Galerie photo © Laurent Philippe

De manière subtile, le chorégraphe rend hommage à sa mère. Et aussi, peut-on penser, à Jean-Christophe Averty, disparu avec l’année, lorsqu’il traite son décor tout en aplat. Alban Ho Van réduit ainsi sa scénographie à une muraille du fond d’une douzaine de portes, ouvertes, entrouvertes ou fermées ou, si l’on veut, de volets verticaux pivotant sur leur axe – de paravents, au sens où l’entendait Gordon Craig –, laissant filtrer la lumière du contrejour, réfléchissant celle des vidéoprojecteurs. La précision diabolique des éclairages de Begoña Garcia Navas attirant le regard sur un punctum, le détournant aussi avec l’efficience de coulisses en dur et la gestuelle légère, moelleuse, relaxe de l’élève de Nik font le reste – meublent l’espace et la durée. Le pas de trois inaugural est d’une virtuosité circassienne à peine concevable (cf. la performance contorsionnée d’Aurélien Oudot).
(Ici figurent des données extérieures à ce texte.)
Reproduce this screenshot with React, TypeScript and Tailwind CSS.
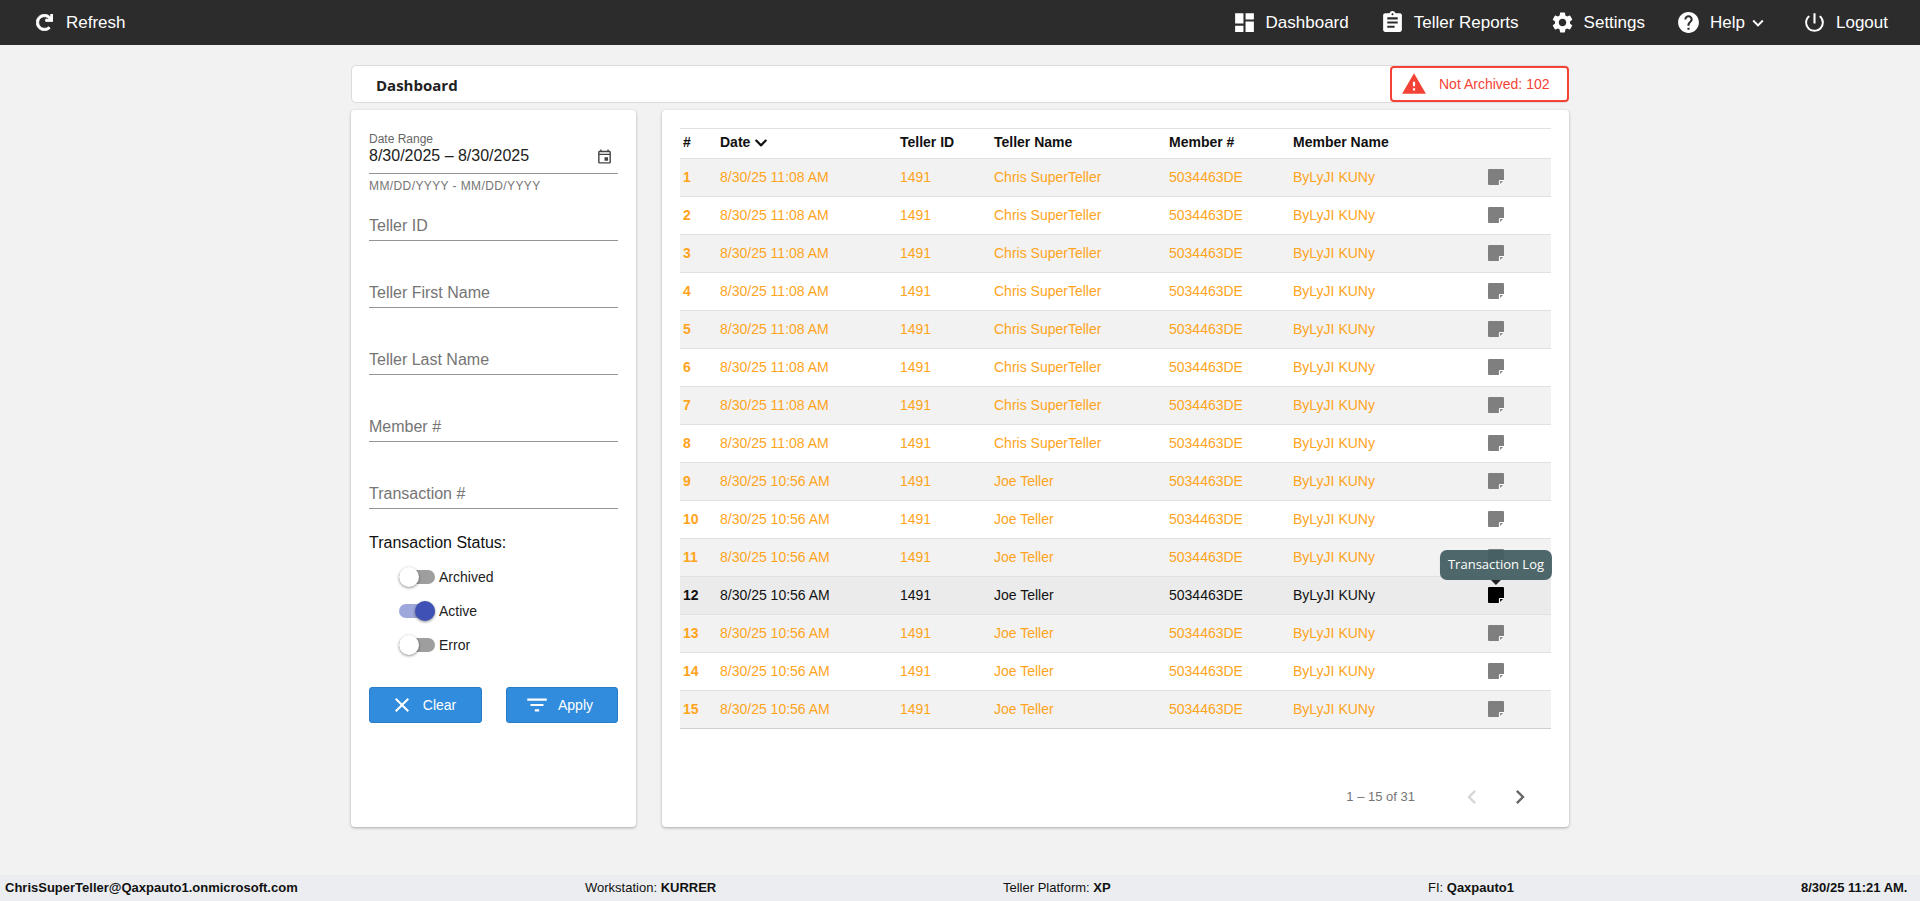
import React from "react";
import { MdDashboard, MdAssignment, MdSettings, MdHelp, MdPowerSettingsNew, MdKeyboardArrowDown, MdClose, MdFilterList, MdWarning, MdOutlineEvent, MdChevronLeft, MdChevronRight } from "react-icons/md";
import { FaRedo, FaChevronDown } from "react-icons/fa";

const NoteIcon = ({ active }: { active: boolean }) => (
  <svg width="16" height="16" viewBox="0 0 16 16" className="block">
    <path d="M0 1a1 1 0 0 1 1-1h14a1 1 0 0 1 1 1v10l-5 5H1a1 1 0 0 1-1-1z" fill={active ? "#000" : "#7f7f7f"} />
    <path d="M11.5 16v-4a.5.5 0 0 1 .5-.5h4" fill="none" stroke="#fff" strokeWidth="1.2" />
  </svg>
);

const rows = Array.from({ length: 15 }, (_, i) => ({
  n: i + 1,
  date: i < 8 ? "8/30/25 11:08 AM" : "8/30/25 10:56 AM",
  name: i < 8 ? "Chris SuperTeller" : "Joe Teller",
}));

const NavItem = ({ icon, label, extra }: { icon: React.ReactNode; label: string; extra?: React.ReactNode }) => (
  <div className="flex items-center gap-[9px] text-white text-[17px]">
    {icon}
    <span>{label}</span>
    {extra}
  </div>
);

const Field = ({ label }: { label: string }) => (
  <div className="h-[67px] flex flex-col justify-end">
    <div className="h-[30px] flex items-center text-[16px] text-[#757575] border-b border-[#949494]">{label}</div>
  </div>
);

const Toggle = ({ on, label }: { on: boolean; label: string }) => (
  <div className="h-[34px] flex items-center pl-[30px]">
    <div className={"relative w-[36px] h-[14px] rounded-full shrink-0 " + (on ? "bg-[#9fa8da]" : "bg-[#9e9e9e]")}>
      <div className={"absolute -top-[3px] w-[20px] h-[20px] rounded-full shadow-[0_1px_3px_rgba(0,0,0,0.45)] " + (on ? "left-[16px] bg-[#3f51b5]" : "left-0 bg-white")} />
    </div>
    <span className="ml-[4px] text-[14px] text-[#212121]">{label}</span>
  </div>
);

export default function App() {
  return (
    <div className="h-[901px] flex flex-col bg-[#f2f2f2] font-['Liberation_Sans',Arial,sans-serif] overflow-hidden">
      <header className="h-[45px] shrink-0 bg-[#2c2c2c] flex items-center justify-between pl-[36px] pr-[32px]">
        <div className="flex items-center gap-[13px] text-white text-[17px]">
          <FaRedo size={17} stroke="currentColor" strokeWidth={24} />
          <span>Refresh</span>
        </div>
        <div className="flex items-center gap-[31px]">
          <NavItem icon={<MdDashboard size={25} />} label="Dashboard" />
          <NavItem icon={<MdAssignment size={25} />} label="Teller Reports" />
          <NavItem icon={<MdSettings size={25} />} label="Settings" />
          <div className="mr-[2px]">
            <NavItem icon={<MdHelp size={25} />} label="Help" extra={<MdKeyboardArrowDown size={22} className="-ml-[7px]" />} />
          </div>
          <NavItem icon={<MdPowerSettingsNew size={25} />} label="Logout" />
        </div>
      </header>

      <main className="flex-1 w-[1218px] mx-auto pt-[20px] flex flex-col">
        <div className="relative h-[38px] bg-white rounded-[5px] border border-[#dcdcdc] flex items-center pl-[24px] pt-[3px]">
          <span className="text-[15px] font-bold text-[#212121] font-['Open_Sans',sans-serif]">Dashboard</span>
          <div className="absolute -right-px top-0 h-[36px] w-[179px] bg-white border-2 border-[#f44336] rounded-[4px] flex items-center pl-[9px] gap-[12px] text-[14px] text-[#f44336]">
            <MdWarning size={26} />
            <span>Not Archived: 102</span>
          </div>
        </div>

        <div className="flex gap-[26px] mt-[7px] h-[717px]">
          <aside className="w-[285px] bg-white rounded-[4px] shadow-[0_1px_3px_rgba(0,0,0,0.3)] px-[18px] pt-[22px]">
            <div className="text-[12px] leading-[14px] text-[#666]">Date Range</div>
            <div className="h-[28px] flex items-center justify-between border-b border-[#949494] pb-[7px]">
              <span className="text-[16px] text-[#212121]">8/30/2025 – 8/30/2025</span>
              <MdOutlineEvent size={17} className="text-[#444] mr-[5px]" />
            </div>
            <div className="text-[12px] mt-[5px] text-[#757575] tracking-[0.4px] leading-[14px]">MM/DD/YYYY - MM/DD/YYYY</div>
            <div className="-mt-[19px]">
              <Field label="Teller ID" />
              <Field label="Teller First Name" />
              <Field label="Teller Last Name" />
              <Field label="Member #" />
              <Field label="Transaction #" />
            </div>
            <div className="mt-[25px] text-[16px] text-[#111] leading-[18px]">Transaction Status:</div>
            <div className="mt-[8px]">
              <Toggle on={false} label="Archived" />
              <Toggle on={true} label="Active" />
              <Toggle on={false} label="Error" />
            </div>
            <div className="mt-[25px] flex justify-between">
              <button className="w-[113px] h-[36px] bg-[#318cdd] border border-[#2a7cc4] rounded-[3px] text-white text-[14px] flex items-center justify-center gap-[9px] pr-[5px]">
                <MdClose size={24} />
                <span>Clear</span>
              </button>
              <button className="w-[112px] h-[36px] bg-[#318cdd] border border-[#2a7cc4] rounded-[3px] text-white text-[14px] flex items-center justify-center gap-[8px] pr-[7px]">
                <MdFilterList size={26} />
                <span>Apply</span>
              </button>
            </div>
          </aside>

          <section className="relative w-[907px] bg-white rounded-[4px] shadow-[0_1px_3px_rgba(0,0,0,0.3)] px-[18px] pt-[18px]">
            <table className="w-[871px] border-collapse table-fixed text-[14px]">
              <colgroup>
                <col className="w-[40px]" />
                <col className="w-[180px]" />
                <col className="w-[94px]" />
                <col className="w-[175px]" />
                <col className="w-[124px]" />
                <col className="w-[186px]" />
                <col />
              </colgroup>
              <thead>
                <tr className="h-[30px] border-y border-[#e0e0e6] text-[#111] font-bold text-left">
                  <th className="pl-[3px] pb-[2px] font-bold">#</th>
                  <th className="pb-[2px] font-bold"><span className="inline-flex items-center gap-[4px]">Date <FaChevronDown size={14} /></span></th>
                  <th className="pb-[2px] font-bold">Teller ID</th>
                  <th className="pb-[2px] font-bold">Teller Name</th>
                  <th className="pb-[2px] font-bold">Member #</th>
                  <th className="pb-[2px] font-bold">Member Name</th>
                  <th />
                </tr>
              </thead>
              <tbody>
                {rows.map((r) => {
                  const active = r.n === 12;
                  const stripe = r.n % 2 === 1;
                  return (
                    <tr key={r.n} className={"h-[38px] border-b " + (r.n === 15 ? "border-[#cfcfcf] " : "border-[#e0e0e6] ") + (active ? "bg-[#ebebeb] text-[#111]" : (stripe ? "bg-[#f2f2f2] " : "bg-white ") + "text-[#ffa41c]")}>
                      <td className="pl-[3px] font-bold">{r.n}</td>
                      <td>{r.date}</td>
                      <td>1491</td>
                      <td>{r.name}</td>
                      <td>5034463DE</td>
                      <td>ByLyJI KUNy</td>
                      <td className="pl-[9px] pb-[2px]">
                        <div className="relative w-[16px]">
                          <NoteIcon active={active} />
                          {active && (
                            <div className="absolute left-1/2 -translate-x-1/2 -top-[37px] h-[30px] px-[8px] flex items-center whitespace-nowrap rounded-[7px] bg-[#455f62]/95 text-white text-[13px] font-['Open_Sans',sans-serif]">
                              Transaction Log
                              <div className="absolute left-1/2 -translate-x-1/2 top-full w-0 h-0 border-x-[5px] border-x-transparent border-t-[5px] border-t-[#222]" />
                            </div>
                          )}
                        </div>
                      </td>
                    </tr>
                  );
                })}
              </tbody>
            </table>
            <div className="absolute right-[35px] top-[673px] flex items-center text-[13px] text-[#757575]">
              <span>1 – 15 of 31</span>
              <MdChevronLeft size={28} className="ml-[43px] text-[#d6d6d6]" />
              <MdChevronRight size={28} className="ml-[20px] text-[#666]" />
            </div>
          </section>
        </div>
      </main>

      <footer className="h-[26px] shrink-0 bg-[#ebedf0] flex items-center pl-[5px] text-[13px] text-[#111]">
        <b className="w-[580px] shrink-0">ChrisSuperTeller@Qaxpauto1.onmicrosoft.com</b>
        <span className="w-[418px] shrink-0">Workstation: <b>KURRER</b></span>
        <span className="w-[425px] shrink-0">Teller Platform: <b>XP</b></span>
        <span className="w-[373px] shrink-0">FI: <b>Qaxpauto1</b></span>
        <b>8/30/25 11:21 AM.</b>
      </footer>
    </div>
  );
}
Galerie photo © Laurent Philippe

On découvre que Decouflé peut (pourrait, s’il le voulait) chorégraphier du... classique lorsqu’il met en scène le travail à la barre en tant que tel ou son morceau de bravoure filial sur la musique de Vivaldi (le Stabat Mater et le Concerto pour deux mandolines en sol majeur), toute la troupe étant costumée en un style néo-médiéval imaginé par Laurence Chalou et Jean-Malot – avec les secousses de chevelure de deux danseuses clignant de l’œil au headbanging des adeptes de metal du film Jeannette. Les corps d’un corps de ballet de tous genres, acabits, gabarits, de la sorte enluminés, peuvent alors produire leur élégante sarabande.